At the beginning of the semester, I sat in on a very insightful workshop session by Dr. Terry Doyle about Learner Centered Teaching (www.learnercenteredteaching.com). His thesis was based on ideas developed by Dr. John Medina, proposing that we need to rethink our teaching practices based on what we know about how the human brain works due to its evolutionary performance envelope. Medina says,
The brain appears to have been designed to solve problems related to surviving in an unstable outdoor environment and to do so in near constant motion. (http://www.youtube.com/watch?v=IK1nMQq67VI)
Medina (and Doyle) goes on to claim that if we wanted students to learn in an environment that was "directly opposed to what the brain was really good at doing," we would put them in the traditional classroom setting. (Notice the contrast: Our students listen instead of solving problems; they see the same concrete wall every day instead of being in a changing outdoor environment; they sit still instead of moving. How many times have we seen students jostle their legs in that annoying fashion in the middle of class, much as I'm doing right now at my desk?)
Doyle then went on to describe what we should try to do differently: How we should improve the learning environment, how we should engage the students with activity, how even requiring exercise of our students would greatly improve learning, etc. And all of this was based on what we understand of how the human brain evolved.
Two things occurred to me as I was pondering this talk. First, Doyle & Medina are still figuring out the details of their new teaching scheme, as they still give lectures in the traditional format!
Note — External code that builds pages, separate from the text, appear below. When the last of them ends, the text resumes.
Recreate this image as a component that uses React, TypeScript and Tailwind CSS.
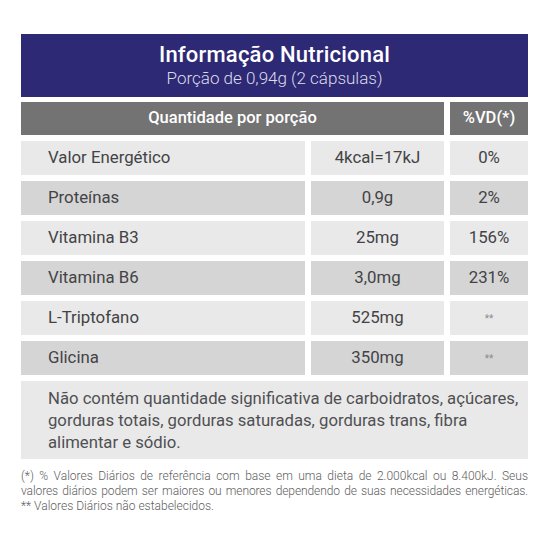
import React from 'react';

const rows = [
  { name: 'Valor Energético', qty: '4kcal=17kJ', vd: '0%', dark: false },
  { name: 'Proteínas', qty: '0,9g', vd: '2%', dark: true },
  { name: 'Vitamina B3', qty: '25mg', vd: '156%', dark: false },
  { name: 'Vitamina B6', qty: '3,0mg', vd: '231%', dark: true },
  { name: 'L-Triptofano', qty: '525mg', vd: '**', dark: false },
  { name: 'Glicina', qty: '350mg', vd: '**', dark: true },
];

export default function App() {
  return (
    <div className="w-[550px] h-[550px] bg-white pl-[21px] pr-[22px] pt-[34px] font-['Roboto',sans-serif]">
      <div className="h-[63px] bg-[#2e2975] flex flex-col items-center justify-center text-white">
        <h1 className="text-[22px] font-medium leading-[24px] tracking-[0.2px]">Informação Nutricional</h1>
        <p className="text-[17px] font-light leading-[21px] mt-[1px] text-[#dcdbea]">Porção de 0,94g (2 cápsulas)</p>
      </div>

      <div className="mt-[5px] grid grid-cols-[423px_78px] gap-[6px] h-[33px] text-white text-[16.5px] font-medium">
        <div className="bg-[#737374] flex items-center justify-center">Quantidade por porção</div>
        <div className="bg-[#737374] flex items-center justify-center">%VD(*)</div>
      </div>

      {rows.map((r, i) => {
        const bg = r.dark ? 'bg-[#d5d5d6]' : 'bg-[#e9e9ea]';
        return (
          <div key={i} className="mt-[6px] grid grid-cols-[284px_133px_78px] gap-[6px] h-[34px] text-[16.8px] text-[#434345]">
            <div className={`${bg} flex items-center pl-[27px]`}>{r.name}</div>
            <div className={`${bg} flex items-center justify-center`}>{r.qty}</div>
            <div className={`${bg} flex items-center justify-center ${r.vd === '**' ? 'text-[10px] text-[#8a8a8c]' : ''}`}>{r.vd}</div>
          </div>
        );
      })}

      <div className="mt-[6px] h-[78px] bg-[#e9e9ea] pl-[27px] pt-[7px] text-[16.7px] leading-[22px] text-[#505052] whitespace-nowrap">
        Não contém quantidade significativa de carboidratos, açúcares,
        <br />
        gorduras totais, gorduras saturadas, gorduras trans, fibra
        <br />
        alimentar e sódio.
      </div>

      <div className="mt-[10px] text-[12px] leading-[15px] text-[#5e5e60] font-light">
        <p className="text-justify [text-align-last:justify]">(*) % Valores Diários de referência com base em uma dieta de 2.000kcal ou 8.400kJ. Seus</p>
        <p className="text-justify [text-align-last:justify] tracking-[-0.1px]">valores diários podem ser maiores ou menores dependendo de suas necessidades energéticas.</p>
        <p>** Valores Diários não estabelecidos.</p>
      </div>
    </div>
  );
}
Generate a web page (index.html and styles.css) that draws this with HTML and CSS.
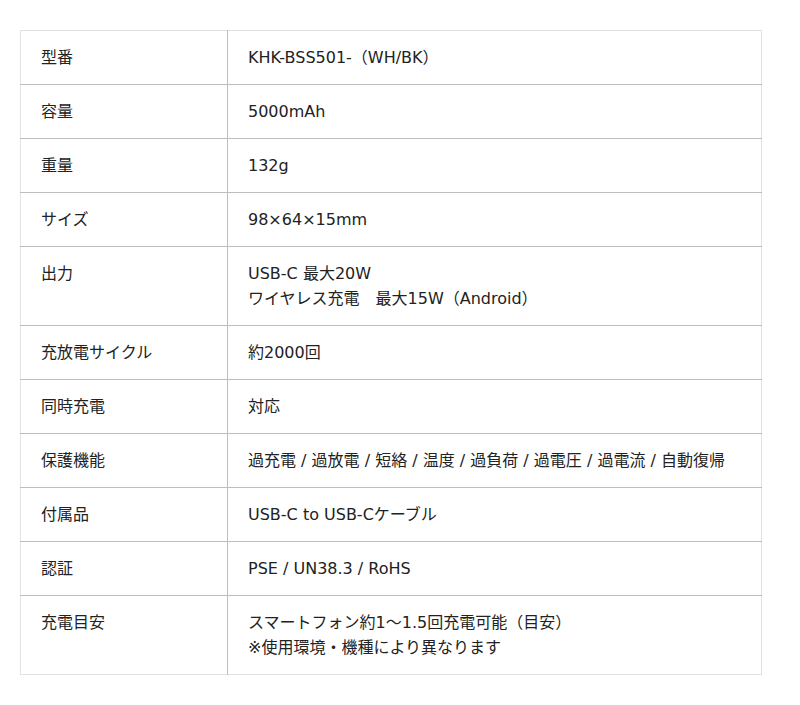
FILE: index.html
```html
<!DOCTYPE html>
<html lang="ja">
<head>
<meta charset="utf-8">
<link rel="stylesheet" href="styles.css">
</head>
<body>
<table class="spec">
<tbody>
<tr><th>型番</th><td>KHK-BSS501-（WH/BK）</td></tr>
<tr><th>容量</th><td>5000mAh</td></tr>
<tr><th>重量</th><td>132g</td></tr>
<tr><th>サイズ</th><td>98×64×15mm</td></tr>
<tr><th>出力</th><td>USB-C 最大20W<br>ワイヤレス充電　最大15W（Android）</td></tr>
<tr><th>充放電サイクル</th><td>約2000回</td></tr>
<tr><th>同時充電</th><td>対応</td></tr>
<tr><th>保護機能</th><td>過充電 / 過放電 / 短絡 / 温度 / 過負荷 / 過電圧 / 過電流 / 自動復帰</td></tr>
<tr><th>付属品</th><td>USB-C to USB-Cケーブル</td></tr>
<tr><th>認証</th><td>PSE / UN38.3 / RoHS</td></tr>
<tr><th>充電目安</th><td>スマートフォン約1〜1.5回充電可能（目安）<br>※使用環境・機種により異なります</td></tr>
</tbody>
</table>
</body>
</html>
```
FILE: styles.css
```css
html, body {
  margin: 0;
  background: #fff;
}
body {
  padding: 30px 20px 0 20px;
  font-family: "DejaVu Sans", "Noto Sans CJK JP", sans-serif;
  font-size: 16px;
  line-height: 25px;
  color: #222;
}
.spec {
  width: 742px;
  border-collapse: collapse;
  border: 1px solid #e2e2e2;
}
.spec th, .spec td {
  padding: 14px 20px 14px 20px;
  text-align: left;
  vertical-align: top;
  font-weight: normal;
  border-top: 1px solid #bdbdbd;
}
.spec tr:first-child th, .spec tr:first-child td {
  border-top: 1px solid #e2e2e2;
}
.spec th {
  width: 166px;
  border-right: 1px solid #bdbdbd;
}
```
But second, these guys have formed a set of teaching standards---a set of "should" statements---based on an evolutionary worldview. Could one consider this set of standards to be a morality based in evolution? (Medina even titles his book Brain Rules.)
I point this out because, before the development of the Intelligent Design movement, Christians in the earlier half of the last century argued against evolutionary theory based on the idea that it could provide no basis for morality. (Hence the reason they failed at the Scopes Trial; the defenders of anti-evolutionist creationism of that day were unprepared to defend their position scientifically, and IDers have been trying to play catchup ever since.)
I think this observation brings us to an interesting question: Has the evolutionary worldview matured to a point where it is ready to provide its adherents with a morality? If so, what is this morality shaping out to look like? And how will Christians respond to this "evo-morality" when it disagrees with their own? What about when it agrees with their own?
(Note: I'm not asking whether you agree with the evolutionary worldview; I'm asking if you think the evolutionary worldview is poised to introduce a set of moral standards on its followers.)
This is a particularly interesting question since in earlier centuries, one of the strongest criticisms of evolution was its apparent endorsement of social darwinism. This was a "morality" in a sense, but even after the briefest scrutiny, most reasonable people could see that it failed as such. The possible morality you talk about here at least has the advantage of being actually moral, in that it is meant for a greater good, and does not endorse any obvious marginalization of anyone (of course, this assumes that such a definition for morality is accurate).